Truth lies somewhere between these two extremes, as the
rocket raises in a curved path.
Now, let's analyse the launching of an ICBM, also under
the simplistic assumption that we give it a boost
and then let it raise and fall.
Let's imagine that we want the ICBM to cross 90 degrees
on the surface of the Earth. This means that [imagine
a figure here] the orbit is an ellipse that crosses
the surface of the Earth on two points, and each of
these points is 180 - 90 / 2 deg away from a central
meridian.

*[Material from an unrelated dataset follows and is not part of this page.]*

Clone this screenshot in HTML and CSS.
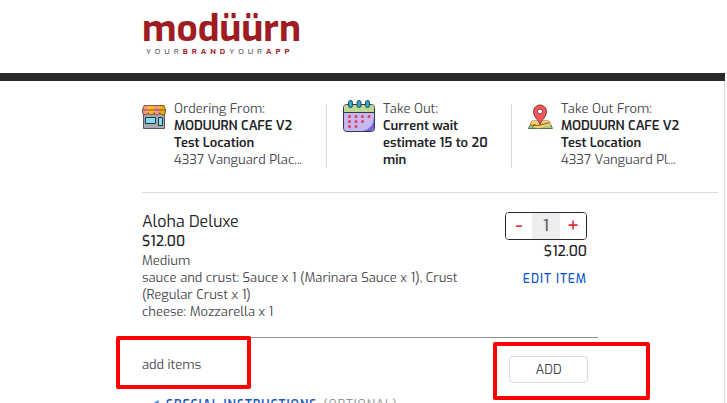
FILE: index.html
```html
<!DOCTYPE html>
<html lang="en">
<head>
<meta charset="utf-8">
<meta name="viewport" content="width=device-width, initial-scale=1">
<title>Moduurn order</title>
<link rel="stylesheet" href="styles.css">
</head>
<body>
<header class="header">
  <div class="logo">
    <p class="wordmark">modüürn</p>
    <p class="tagline">YOUR<b>BRAND</b>YOUR<b>APP</b></p>
  </div>
</header>
<main class="main">
  <section class="details">
    <div class="detail">
      <svg class="icon" width="24" height="26" viewBox="0 0 24 26" aria-hidden="true">
        <path d="M1.5 10h21v14.500h-21z" fill="#a9a9b2" stroke="#58585e"/>
        <path d="M3.500 13.500h10v6h-10zM16.500 13.500h4v8h-4z" fill="#82dcf2" stroke="#28333b"/>
        <path d="M2 1.500h5L5.500 7v4h-3L.5 9V6z" fill="#ff9478"/>
        <path d="M7 1.500h5V9l-2 2-3-.500L5.500 8z" fill="#ffbd22"/>
        <path d="M12 1.500h5L18.500 8 17 10.500l-3 .500-2-2z" fill="#ff9478"/>
        <path d="M17 1.500h5L23.500 6v3l-2 2h-3z" fill="#eab000"/>
        <path d="M2 1.500h20L23.500 6v2c0 3.500-5 3.500-5.750.500C17 11.500 12.500 11.500 12 8.500c-.500 3-5 3-5.750 0C5.500 11.500.5 11.500.5 8V6zM.5 6h23" fill="none" stroke="#5f3937" stroke-width=".8"/>
      </svg>
      <div>
        <p>Ordering From:</p>
        <p class="strong">MODUURN CAFE V2<br>Test Location</p>
        <p>4337 Vanguard Plac...</p>
      </div>
    </div>
    <div class="detail">
      <svg class="icon icon-raised" width="32" height="34" viewBox="0 0 32 34" aria-hidden="true">
        <rect x=".5" y="4.500" width="31" height="27" rx="3" fill="#c5b8f2" stroke="#34394b"/>
        <path d="M31 17v11q0 3-3 3h-8q11-3 11-14z" fill="#7468d8"/>
        <path d="M1 12V7q0-2 2-2h26q2 0 2 2v5z" fill="#bed895"/>
        <path d="M.5 12.500h31" stroke="#34394b"/>
        <g fill="#2fa9c5" stroke="#254955"><rect x="5.500" y=".5" width="4" height="7" rx="2"/><rect x="14" y=".5" width="4" height="7" rx="2"/><rect x="22.500" y=".5" width="4" height="7" rx="2"/></g>
        <path d="M6.500 16.500h.01m6.490 0h.01m6.490 0h.01m6.490 0h.01M6.500 21.500h.01m6.490 0h.01m6.490 0h.01M6.500 26.500h.01m6.490 0h.01" stroke="#e13d50" stroke-width="3" stroke-linecap="round"/>
      </svg>
      <div>
        <p>Take Out:</p>
        <p class="strong">Current wait<br>estimate 15 to 20<br>min</p>
      </div>
    </div>
    <div class="detail">
      <svg class="icon" width="25" height="26" viewBox="0 0 25 26" aria-hidden="true">
        <path d="m4 17-3.500 7.500h24L21 17z" fill="#a7cd8a" stroke="#56734a"/>
        <path d="m4 17-2 4 8 3.500 14-4L21 17z" fill="#ffca60"/>
        <path d="m2 21 8 .500 12-3M7 20l-3 4" fill="none" stroke="#756747"/>
        <path d="M12 20.500C10 15 5.500 13 5.500 7.500a6.500 6.500 0 0 1 13 0C18.500 13 14 15 12 20.500z" fill="#f75358" stroke="#763c40"/>
        <circle cx="12" cy="7.500" r="2.500" fill="#fff" stroke="#763c40"/>
      </svg>
      <div>
        <p>Take Out From:</p>
        <p class="strong">MODUURN CAFE V2<br>Test Location</p>
        <p>4337 Vanguard Pl...</p>
      </div>
    </div>
  </section>
  <section class="order">
    <article class="item">
      <div class="item-info">
        <h1>Aloha Deluxe</h1>
        <p class="price">$12.00</p>
        <p>Medium</p>
        <p>sauce and crust: Sauce x 1 (Marinara Sauce x 1), Crust<br>(Regular Crust x 1)</p>
        <p>cheese: Mozzarella x 1</p>
      </div>
      <div class="item-side">
        <div class="stepper">
          <button type="button" aria-label="Remove one">-</button>
          <input type="text" inputmode="numeric" value="1" aria-label="Quantity">
          <button type="button" aria-label="Add one">+</button>
        </div>
        <p class="price">$12.00</p>
        <a class="edit" href="#edit">EDIT ITEM</a>
      </div>
    </article>
    <div class="add-row">
      <p class="marked">add items<span class="mark mark-label"></span></p>
      <div class="marked">
        <button class="add" type="button">ADD</button>
        <span class="mark mark-button"></span>
      </div>
    </div>
    <a class="special" href="#instructions">
      <svg width="14" height="14" viewBox="0 0 14 14" aria-hidden="true"><path d="M13 1 1 8l4 1 1 4 2-3 3 1z" fill="#3f7fe0"/></svg>
      <strong>SPECIAL INSTRUCTIONS</strong>
      <span>(OPTIONAL)</span>
    </a>
  </section>
</main>
</body>
</html>
```
FILE: styles.css
```css
* {
  box-sizing: border-box;
}

body {
  display: flex;
  flex-direction: column;
  height: 100vh;
  margin: 0;
  overflow: hidden;
  background: #fff;
  color: #4a4a50;
  font: 13px/17px Exo, "Exo 2", Roboto, sans-serif;
}

p,
h1 {
  margin: 0;
}

button,
input {
  font: inherit;
}

.header {
  flex: none;
  margin-right: 2px;
  padding: 12px 0 16px 142px;
  border-bottom: 8px solid #29292b;
}

.logo {
  width: 166px;
}

.wordmark {
  color: #9f1c23;
  font-size: 37px;
  font-weight: 700;
  line-height: 34px;
}

.tagline {
  padding-left: 4px;
  color: #66666a;
  font-size: 8px;
  font-weight: 500;
  line-height: 11px;
  letter-spacing: 4px;
  white-space: nowrap;
}

.tagline b {
  color: #a52a31;
}

.main {
  flex: 1;
  min-height: 0;
  margin-right: 2px;
  padding: 19px 6px 0 142px;
  border-right: 1px solid #dcdcde;
}

.details {
  display: grid;
  grid-template-columns: 185px 185px 1fr;
  padding-bottom: 24px;
  border-bottom: 1px solid #d9d9db;
}

.detail {
  display: flex;
  gap: 8px;
  position: relative;
}

.detail + .detail {
  padding-left: 16px;
}

.detail + .detail::before {
  content: "";
  position: absolute;
  top: 4px;
  bottom: 0;
  left: -1px;
  width: 1px;
  background: #d9d9db;
}

.icon {
  flex: none;
  margin-top: 4px;
}

.icon-raised {
  margin-top: 0;
}

.strong {
  color: #222226;
  font-weight: 600;
}

.order {
  max-width: 456px;
}

.item {
  display: flex;
  justify-content: space-between;
  padding: 19px 11px 17px 0;
  border-bottom: 1px solid #919193;
}

h1,
.price {
  color: #222226;
  font-size: 16px;
  font-weight: 400;
  line-height: 20px;
}

.price {
  font-size: 14px;
  font-weight: 500;
}

.item-side {
  display: flex;
  flex-direction: column;
  align-items: flex-end;
}

.stepper {
  display: flex;
  width: 82px;
  height: 28px;
  margin-bottom: 2px;
  overflow: hidden;
  border: 1px solid #29292b;
  border-radius: 4px;
}

.stepper button,
.stepper input {
  width: 26px;
  padding: 0;
  border: 0;
  background: #fff;
  color: #dc343b;
  font-size: 20px;
  font-weight: 500;
  line-height: 20px;
  text-align: center;
}

.stepper input {
  width: 28px;
  background: #eeeef0;
  color: #606064;
  font-size: 16px;
}

.edit {
  margin-top: 9px;
  color: #0755c5;
  font-size: 12px;
  font-weight: 500;
  letter-spacing: 1px;
  text-decoration: none;
}

.add-row {
  display: flex;
  justify-content: space-between;
  align-items: flex-start;
  padding: 18px 10px 14px 0;
}

.marked {
  position: relative;
}

.add {
  display: block;
  width: 79px;
  height: 27px;
  padding: 0;
  border: 1px solid #dcdcde;
  border-radius: 4px;
  background: #fff;
  color: #4a4a50;
}

.mark {
  position: absolute;
  border: 4px solid #f00;
  border-radius: 2px;
  pointer-events: none;
}

.mark-label {
  top: -20px;
  left: -26px;
  width: 135px;
  height: 53px;
}

.mark-button {
  top: -14px;
  left: -16px;
  width: 157px;
  height: 58px;
}

.special {
  display: flex;
  align-items: center;
  gap: 6px;
  padding-left: 4px;
  color: #1b58bd;
  font-size: 12px;
  letter-spacing: 1px;
  text-decoration: none;
  white-space: nowrap;
}

.special strong {
  font-weight: 600;
}

.special span {
  color: #929296;
}
```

In each of these points [launch site and
target site], the speed will be:
v^2 = GM (2/r - 1/a)
Not every velocity will enable us to come back where
we want, because when v approaches zero, the orbital
eccentricity approaches 1.0.
So, we must add a restriction based on the equation
of the ellipse:
r = a (1 - ecc^2) / (1 + ecc cos truan)
[where truan - the true anomaly - is 135 deg, and
ecc is the orbit's eccentricity]
I am lazy and I have a computer, so I get this
minimum Delta-V using brute force and ignorance,
in a loop where I input the semi-major axis _a_
[starting with r(earth) / 2] and increment it until
the equation of the ellipse [now in the form
a ecc^2 + r(earth) cos(135 deg) ecc + r(earth) - a = 0
] has real roots for ecc, and one of them is in the
0 - 1 range.
The solution comes when a = 4790 km,
with two possible eccentricities (0.546773 or 0.606390;
as _a_ goes up, the two solutions diverge, I imagine
that the optimum solution comes when both solutions
converge), and an apogee height of 1000 km, and
an initial speed of 6.4 km/sec.
Conclusion: even though the Delta-V required to send
an ICBM is lower than the Delta-V required to put a
satellite in orbit, the "minimum size" requirement for a
nuke compensates that, so that a satellite program is
slightly more complex than an ICBM program.
Alberto Monteiro
PS: I can draw some pictures, if anyone is still reading.